OLAM: O que representa para si Claude Lévi-Strauss, hoje?

Se, para Bergson, o Homem seria uma “machine à faire des dieux”, para CLS, parafraseando essa visão, o Homem pode ser visto como uma “machine à faire des mythes” (embora não só, claro: também é natural que produza ciência, que por sua vez se espelha em mitos). Se professou a fé materialista, neurológica, a sua apreciação da nebulosa mitopoeica é rarissima entre os materialistas hodiernos “eliminacionistas”, os neurofilósofos da identidade (na versão forte da type-identity) do cérebro e da mente, para os quais a psicologia de senso comum teria que ser rejeitada completamente ab initio (como todos os modos de experiência e cognição não-científicos). Note-se que, crucialmente, a nota de reflexividade qualificaria a tese da “machine à faire des mythes”, pois se criamos os mitos, também é verdade que “les mythes se pensent en nous” (CLS foi um mestre da reflexividade: mais do que uma questão de estilo, o reflexivo joga na sua obra um papel homólogo ao do quiasmo no pensamento de Merleau-Ponty). Nesta vertente, a sua obra insere-se na grande tradição de pensamento ocidental sobre a função simbólica, de Vico, Schelling e Cassirer, património da antropologia filosófica transcultural. Toda a sua reflexão, segundo o próprio autor, se concentra na problemática de “l’ esprit humain”, os seus invariantes funcionais e ao mesmo tempo toda a diversidade imprevisível e precária das suas realizações: daí que, apesar de tudo, foi, de longe, o mais humanista dos estruturalistas. Como se vê também quando afirma que devemos recuperar o Direito Natural para a conservação comum de todos os povos.
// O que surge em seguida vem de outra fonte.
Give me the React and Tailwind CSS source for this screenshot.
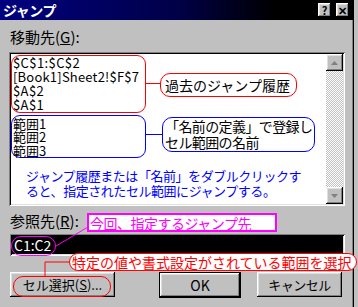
import React from "react"

const raised = "shadow-[inset_-1px_-1px_#000,inset_1px_1px_#fff,inset_-2px_-2px_#808080,inset_2px_2px_#dfdfdf]"
const sunken = "shadow-[inset_1px_1px_#808080,inset_-1px_-1px_#fff,inset_2px_2px_#000,inset_-2px_-2px_#dfdfdf]"

function TitleButton(props) {
    return (
        <div className={"w-[13px] h-[14px] bg-[#c0c0c0] flex items-center justify-center text-[11px] font-bold leading-none text-black " + raised}>
            {props.children}
        </div>
    )
}

function ScrollArrow(props) {
    return (
        <div className={"h-[17px] bg-[#c0c0c0] flex items-center justify-center " + raised}>
            <svg width="7" height="4" viewBox="0 0 7 4">
                {props.up
                    ? <polygon points="3.5,0 7,4 0,4" fill="#808080" />
                    : <polygon points="0,0 7,0 3.5,4" fill="#808080" />}
            </svg>
        </div>
    )
}

function ListBox() {
    return (
        <div className={"mt-[6px] h-[154px] w-[336px] p-[2px] bg-white flex " + sunken}>
            <div className="flex-1 overflow-hidden text-[13px] text-black">
                <div className="mt-[1px] w-[135px] border border-[#ff0000] rounded-[9px] pl-[1px] leading-[14px] tracking-[0.4px]">
                    <div>$C$1:$C$2</div>
                    <div className="whitespace-nowrap tracking-[0.2px]">[Book1]Sheet2!$F$7</div>
                    <div>$A$2</div>
                    <div>$A$1</div>
                </div>
                <div className="mt-[2px] w-[135px] border border-[#0000ff] rounded-[9px] pl-[1px] pt-[1px] leading-[13.4px]">
                    <div>範囲1</div>
                    <div>範囲2</div>
                    <div>範囲3</div>
                </div>
                <div className="mt-[10px] pl-[15px] text-[13px] leading-[15px] tracking-[-0.45px] text-[#0000ff] whitespace-nowrap">
                    <div>ジャンプ履歴または「名前」をダブルクリックす</div>
                    <div>ると、指定されたセル範囲にジャンプする。</div>
                </div>
            </div>
            <div className="w-[17px] flex flex-col">
                <ScrollArrow up />
                <div className="flex-1 bg-[repeating-conic-gradient(#ffffff_0_25%,#c0c0c0_0_50%)] bg-[length:2px_2px]"></div>
                <ScrollArrow />
            </div>
        </div>
    )
}

function Callouts() {
    return (
        <>
            {/* jump history */}
            <div className="absolute left-[145px] top-[83px] w-[15px] h-px bg-[#ff0000]"></div>
            <div className="absolute left-[160px] top-[73px] w-[137px] h-[24px] bg-white border border-[#ff0000] rounded-[10px] pl-[4px] flex items-center text-[14px] leading-[16px] text-black whitespace-nowrap">
                過去のジャンプ履歴
            </div>

            {/* defined names */}
            <div className="absolute left-[146px] top-[134px] w-[16px] h-px bg-[#0000ff]"></div>
            <div className="absolute left-[162px] top-[117px] w-[153px] h-[35px] bg-white border border-[#0000ff] rounded-[10px] pl-[2px] text-[14px] leading-[16px] text-black whitespace-nowrap tracking-[-0.6px]">
                <div>「名前の定義」で登録し</div>
                <div>セル範囲の名前</div>
            </div>

            {/* reference */}
            <svg className="absolute left-0 top-0" width="358" height="307">
                <line x1="56" y1="246" x2="88" y2="227" stroke="#ff00ff" strokeWidth="1" />
                <polyline points="69,262 45,262 45,277" fill="none" stroke="#ff0000" strokeWidth="1" />
            </svg>
            <div className="absolute left-[87px] top-[213px] w-[190px] h-[19px] bg-white border-2 border-[#ff00ff] pl-[1px] flex items-center text-[14px] leading-[16px] text-[#ff00ff] whitespace-nowrap tracking-[-0.5px]">
                今回、指定するジャンプ先
            </div>
            <div className="absolute left-[11px] top-[236px] w-[45px] h-[20px] border border-[#ff00ff] rounded-full"></div>

            {/* special cells */}
            <div className="absolute left-[69px] top-[253px] w-[288px] h-[18px] bg-white border border-[#ff0000] rounded-[9px] pl-[2px] flex items-center text-[14px] leading-[16px] text-[#ff0000] whitespace-nowrap">
                特定の値や書式設定がされている範囲を選択
            </div>
            <div className="absolute left-[13px] top-[276px] w-[98px] h-[21px] border border-[#ff0000] rounded-[10px]"></div>
        </>
    )
}

export default function App() {
    return (
        <div className="relative w-[358px] h-[307px] overflow-hidden bg-[#c0c0c0] font-['Noto_Sans_CJK_JP',sans-serif]">
            <div className="w-[354px] h-full flex flex-col shadow-[inset_-1px_0_#000,inset_-2px_0_#808080]">
                <div className="h-[20px] w-[353px] flex items-center justify-between pl-[3px] pr-[4px] bg-[linear-gradient(90deg,#000080,#000048_50%,#000000_78%)]">
                    <span className="text-white font-bold text-[14px] leading-none tracking-[-0.5px]">ジャンプ</span>
                    <div className="flex gap-[5px]">
                        <TitleButton>?</TitleButton>
                        <TitleButton>✕</TitleButton>
                    </div>
                </div>

                <div className="pl-[9px]">
                    <div className="mt-[8px] h-[18px] pl-[1px] text-[15px] leading-[18px] text-black">
                        移動先(<span className="underline">G</span>):
                    </div>

                    <ListBox />

                    <div className="mt-[6px] h-[18px] pl-[1px] text-[15px] leading-[18px] text-black">
                        参照先(<span className="underline">R</span>):
                    </div>

                    <div className={"mt-[4px] ml-[1px] w-[335px] h-[22px] p-[2px] bg-white " + sunken}>
                        <div className="h-full bg-black pl-[2px] text-[14px] leading-[18px] text-white">C1:C2</div>
                    </div>

                    <div className="mt-[16px] flex text-[13px] text-black">
                        <button className={"ml-[1px] w-[105px] h-[25px] bg-[#c0c0c0] flex items-center justify-center " + raised}>
                            セル選択(<span className="underline">S</span>)...
                        </button>
                        <button className={"ml-[44px] w-[82px] h-[26px] bg-[#c0c0c0] border border-black flex items-center justify-center text-[14px] " + raised}>
                            OK
                        </button>
                        <button className={"ml-[16px] w-[85px] h-[25px] bg-[#c0c0c0] flex items-center justify-center tracking-[-0.5px] " + raised}>
                            キャンセル
                        </button>
                    </div>
                </div>
            </div>
            <Callouts />
        </div>
    )
}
A sua obra escapa à aridez, estilística e conceptual, ao “pathos metafísico” caracteristico de tantos mestres antihumanistas franceses do último quartel do século XX, e pode-se ler e reler com proveito depois da ressaca niilista, sem falar do prazer estético da sua linguagem e da arquitectura musical de alguns dos seus trabalhos, numa época em que a escrita e a reflexão académica padecem tanto de amousia.